The "dual peak filters" that I have seen tend to have sharp skirts.   
So they look more like a cascade of a moderately narrow band pass  
filter with a matched filter.

An analogy is the Audio Peak Filters for CW.  They too are purposely  
designed to be very narrow near the desired signal and then flare out  
as you go further from the center frequency.  You wouldn't use them  
alone when there is loud QRM nearby -- under such a circumstance you  
would supplement the APF with a narrow bandpass filter. One filter  
improves SNR relative to noise and the other filter rejects QRM.

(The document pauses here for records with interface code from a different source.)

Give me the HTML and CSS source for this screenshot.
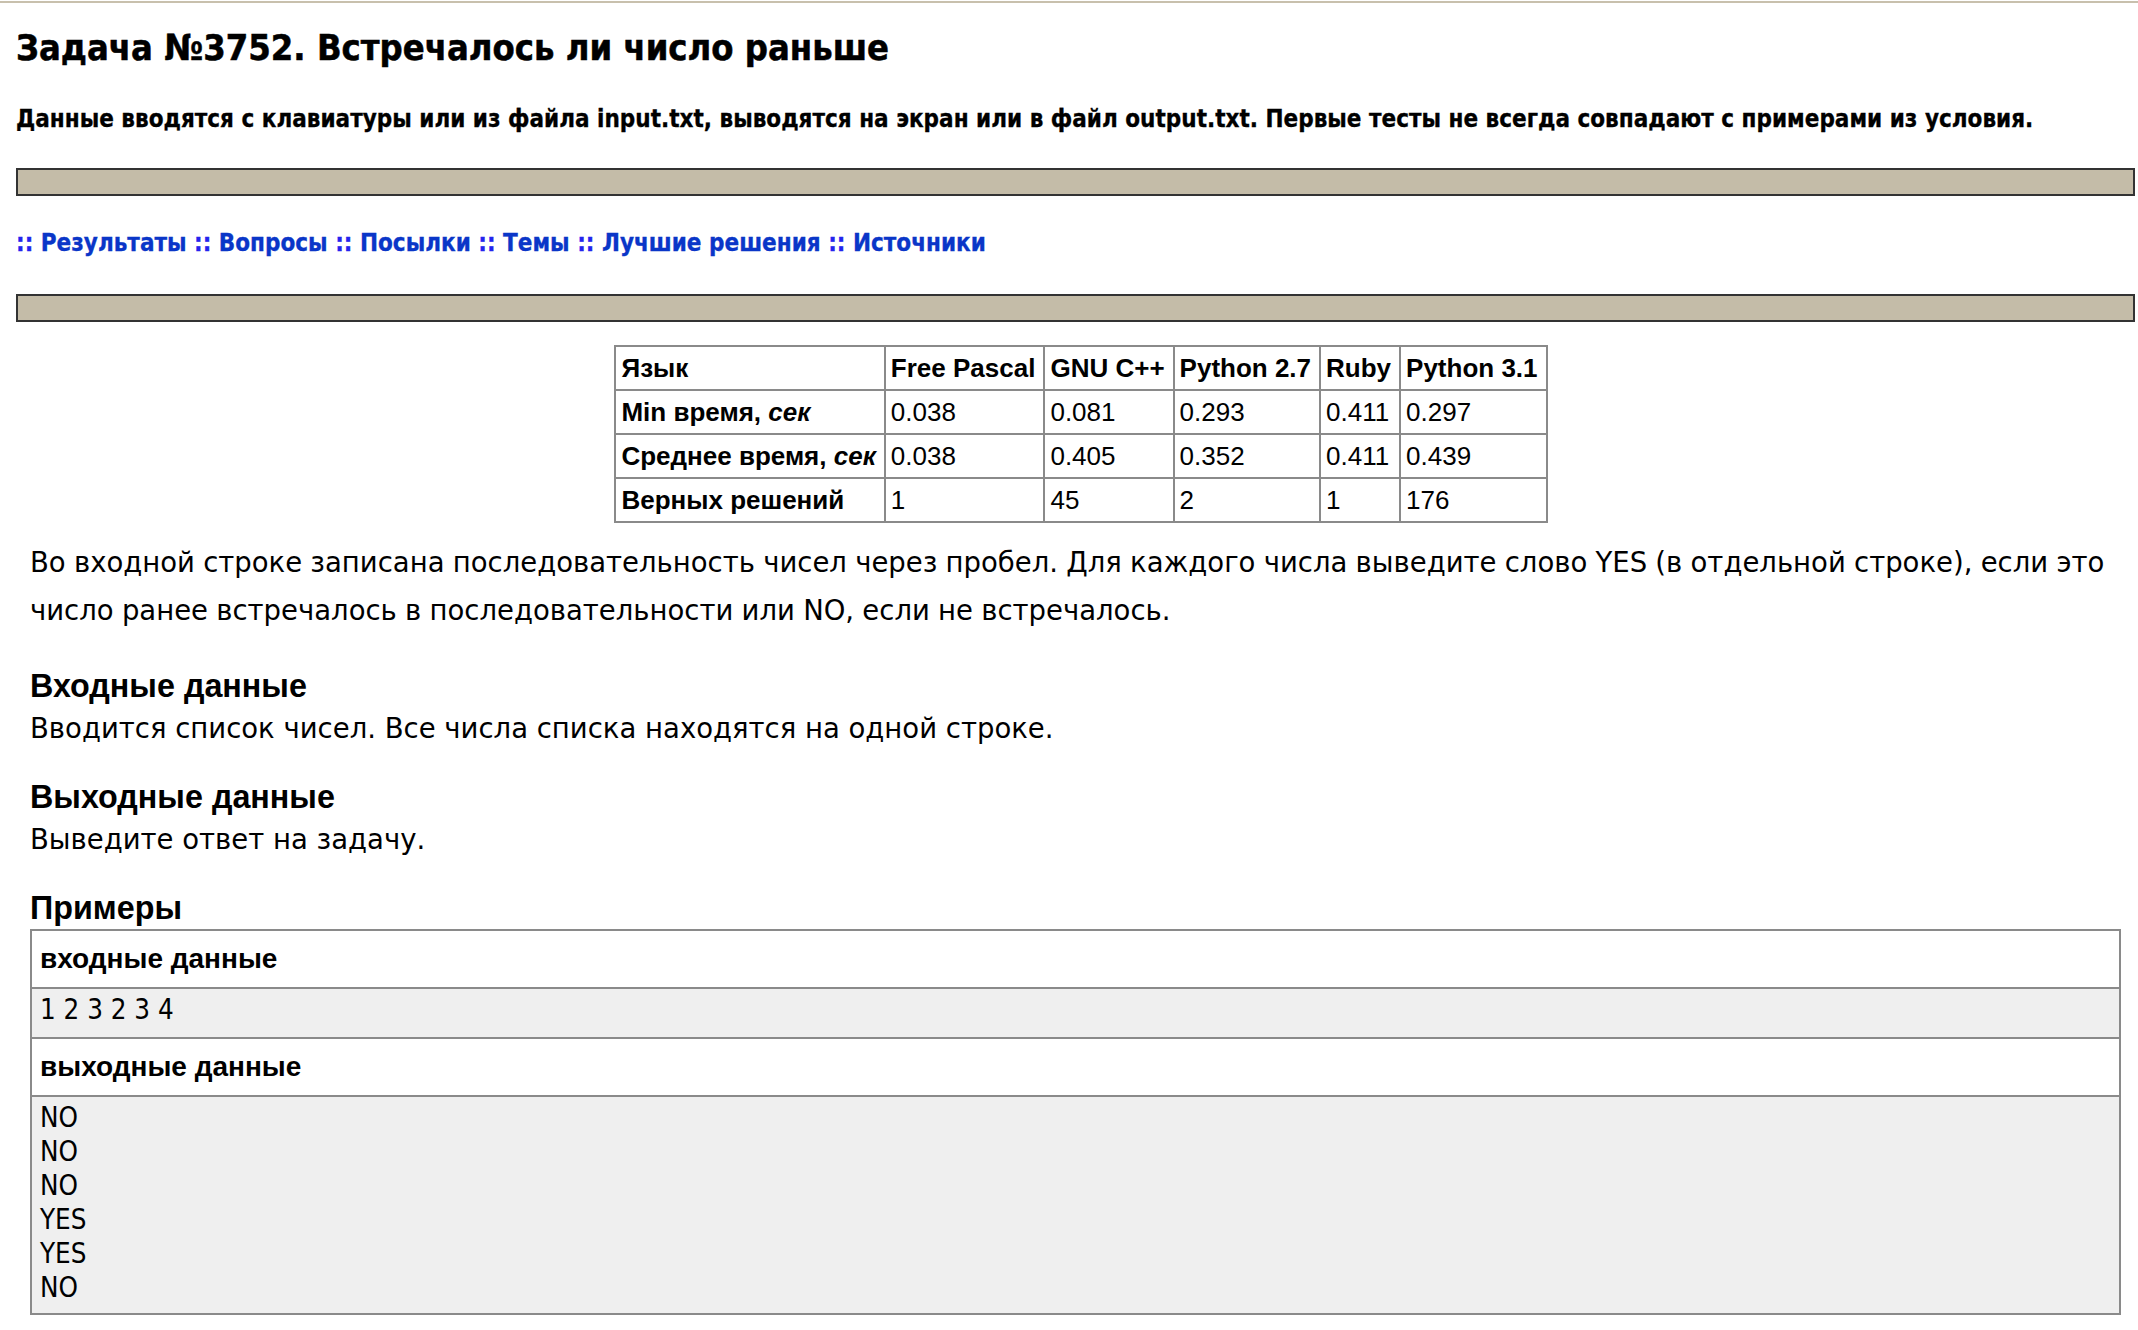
FILE: index.html
```html
<!DOCTYPE html>
<html lang="ru">
<head>
<meta charset="utf-8">
<title>Задача №3752. Встречалось ли число раньше</title>
<link rel="stylesheet" href="styles.css">
</head>
<body>
<div class="topline"></div>
<div class="wrap">
  <h1 class="title">Задача №3752. Встречалось ли число раньше</h1>
  <p class="notice">Данные вводятся с клавиатуры или из файла input.txt, выводятся на экран или в файл output.txt. Первые тесты не всегда совпадают с примерами из условия.</p>
  <div class="bar"></div>
  <nav class="nav"><span class="sep">::</span> <a href="#">Результаты</a> <span class="sep">::</span> <a href="#">Вопросы</a> <span class="sep">::</span> <a href="#">Посылки</a> <span class="sep">::</span> <a href="#">Темы</a> <span class="sep">::</span> <a href="#">Лучшие решения</a> <span class="sep">::</span> <a href="#">Источники</a></nav>
  <div class="bar bar-second"></div>

  <div class="stats-wrap">
    <table class="stats">
      <tr><th>Язык</th><th>Free Pascal</th><th>GNU C++</th><th>Python 2.7</th><th>Ruby</th><th>Python 3.1</th></tr>
      <tr><th>Min время, <i>сек</i></th><td>0.038</td><td>0.081</td><td>0.293</td><td>0.411</td><td>0.297</td></tr>
      <tr><th>Среднее время, <i>сек</i></th><td>0.038</td><td>0.405</td><td>0.352</td><td>0.411</td><td>0.439</td></tr>
      <tr><th>Верных решений</th><td>1</td><td>45</td><td>2</td><td>1</td><td>176</td></tr>
    </table>
  </div>

  <div class="statement">
    <p class="legend">Во входной строке записана последовательность чисел через пробел. Для каждого числа выведите слово YES (в отдельной строке), если это число ранее встречалось в последовательности или NO, если не встречалось.</p>
    <h2 class="section">Входные данные</h2>
    <p class="text">Вводится список чисел. Все числа списка находятся на одной строке.</p>
    <h2 class="section">Выходные данные</h2>
    <p class="text">Выведите ответ на задачу.</p>
    <h2 class="section examples-title">Примеры</h2>
    <div class="examples">
      <div class="ex-head">входные данные</div>
      <pre class="ex-data">1 2 3 2 3 4</pre>
      <div class="ex-head">выходные данные</div>
      <pre class="ex-data ex-last">NO
NO
NO
YES
YES
NO</pre>
    </div>
  </div>
</div>
</body>
</html>
```

FILE: styles.css
```css
html, body {
  margin: 0;
  padding: 0;
  background: #ffffff;
  color: #000000;
}

body {
  font-family: "DejaVu Sans", Verdana, sans-serif;
}

.topline {
  height: 2px;
  margin-top: 1px;
  background: #c8c0ad;
}

.wrap {
  padding: 0 3px 0 16px;
}

.title {
  margin: 23px 0 0 0;
  font-family: "DejaVu Sans Condensed", "DejaVu Sans", sans-serif;
  font-weight: bold;
  font-size: 36px;
  line-height: 44px;
  -webkit-text-stroke: 0.5px #000000;
}

.notice {
  margin: 35px 0 0 0;
  font-family: "DejaVu Sans Condensed", "DejaVu Sans", sans-serif;
  font-weight: bold;
  font-size: 24px;
  line-height: 28px;
  -webkit-text-stroke: 0.3px #000000;
}

.bar {
  margin-top: 35px;
  height: 24px;
  background: #c4bca8;
  border: 2px solid #333333;
}

.nav {
  margin-top: 34px;
  font-family: "DejaVu Sans Condensed", "DejaVu Sans", sans-serif;
  font-weight: bold;
  font-size: 24px;
  line-height: 26px;
}

.nav a {
  color: #0a36c8;
  text-decoration: none;
  -webkit-text-stroke: 0.3px #0a36c8;
}

.nav .sep {
  color: #2424ee;
  -webkit-text-stroke: 0.3px #2424ee;
}

.bar-second {
  margin-top: 38px;
}

.stats-wrap {
  padding-left: 11px;
}

.stats {
  margin: 23px auto 0 auto;
  border-collapse: collapse;
  border: 2px solid #333333;
  font-family: "Liberation Sans", Arial, sans-serif;
  font-size: 26px;
}

.stats th,
.stats td {
  border: 2px solid #8a8a8a;
  padding: 7px 8px 7px 5px;
  text-align: left;
  white-space: nowrap;
  line-height: 28px;
}

.stats th {
  font-weight: bold;
}

.stats td {
  font-weight: normal;
}

.statement {
  margin: 0 14px;
}

.legend {
  margin: 15px 0 0 0;
  font-size: 27.5px;
  line-height: 48px;
  word-spacing: -0.5px;
}

.section {
  margin: 35px 0 0 0;
  font-family: "Liberation Sans", Arial, sans-serif;
  font-weight: bold;
  font-size: 32.3px;
  line-height: 34px;
}

.text {
  margin: 8px 0 0 0;
  font-size: 27.5px;
  line-height: 34px;
}

.examples-title {
  margin-top: 35px;
}

.examples {
  margin-top: 4px;
  border: 2px solid #8a8a8a;
  margin-bottom: 20px;
}

.ex-head {
  padding: 14px 8px 14px 8px;
  background: #ffffff;
  font-family: "Liberation Sans", Arial, sans-serif;
  font-weight: bold;
  font-size: 28px;
  line-height: 28px;
  border-bottom: 2px solid #8a8a8a;
}

.ex-data {
  margin: 0;
  padding: 3px 8px 11px 8px;
  background: #efefef;
  font-family: "DejaVu Sans Condensed", "DejaVu Sans", sans-serif;
  font-size: 27.5px;
  line-height: 34px;
  border-bottom: 2px solid #8a8a8a;
}

.ex-last {
  padding-bottom: 9px;
  border-bottom: none;
}
```
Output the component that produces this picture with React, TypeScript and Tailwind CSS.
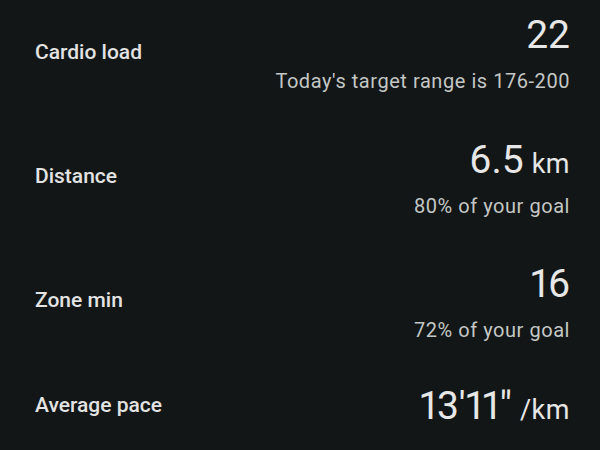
import React from "react";

interface StatRowProps {
  label: string;
  value: string;
  unit?: string;
  note?: string;
  first?: boolean;
  last?: boolean;
}

function StatRow({ label, value, unit, note, first, last }: StatRowProps) {
  const height = first ? "h-[115px] mb-[5px]" : last ? "h-[76px]" : "h-[124px]";
  return (
    <div className={`flex items-center justify-between ${height}`}>
      <span className={`text-[21px] font-medium text-[#e2e3e2] ${note ? "mb-[10px]" : ""}`}>{label}</span>
      <div className={`flex flex-col items-end ${note ? "mb-[8px]" : ""}`}>
        <div className="flex items-baseline gap-[8px] text-[#e6e7e6] leading-none">
          <span className="text-[39px] proportional-nums">{value}</span>
          {unit && <span className="text-[27px] tracking-[0.5px]">{unit}</span>}
        </div>
        {note && (
          <span className="mt-[16px] text-[20px] tracking-[0.55px] leading-none text-[#c4c7c5]">{note}</span>
        )}
      </div>
    </div>
  );
}

export default function App() {
  return (
    <div
      className="w-[600px] h-[450px] overflow-hidden bg-[#121616] pl-[35px] pr-[30px]"
      style={{ fontFamily: "Roboto, 'Open Sans', sans-serif" }}
    >
      <StatRow label="Cardio load" value="22" note="Today's target range is 176-200" first />
      <StatRow label="Distance" value="6.5" unit="km" note="80% of your goal" />
      <StatRow label="Zone min" value="16" note="72% of your goal" />
      <StatRow label="Average pace" value={"13'11\""} unit="/km" last />
    </div>
  );
}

The key point though, is when you are using digital modes, and you  
have a desktop computer sitting there anyway, and latency is not an  
issue (a character may be delayed by an extra 10 ms before being  
printed), software that are written by RTTY enthusiasts to run on the  
computer can be better, perhaps much better, than the DSP firmware  
that a rig manufacturer gives you.

If you have an Icom or a K3, you can check out the disparity between  
what the manufacturer gives you and what RTTY software running on a  
desktop can do by comparing the built-in RTTY decoder in those rigs  
with a software decoder that runs in a computer.  I don't know about  
the Icoms (I have never owned an Icom HF transceiver), but my K3  
really does not decode weak RTTY very well.

Once you can get the sound card into a state where it does not clip  
(that is the reason why I keep alluding to I.F. filters as being the  
"roofing filters" for the sound cards), you can do pretty much  
everything you need for RTTY demodulation on a modern computer.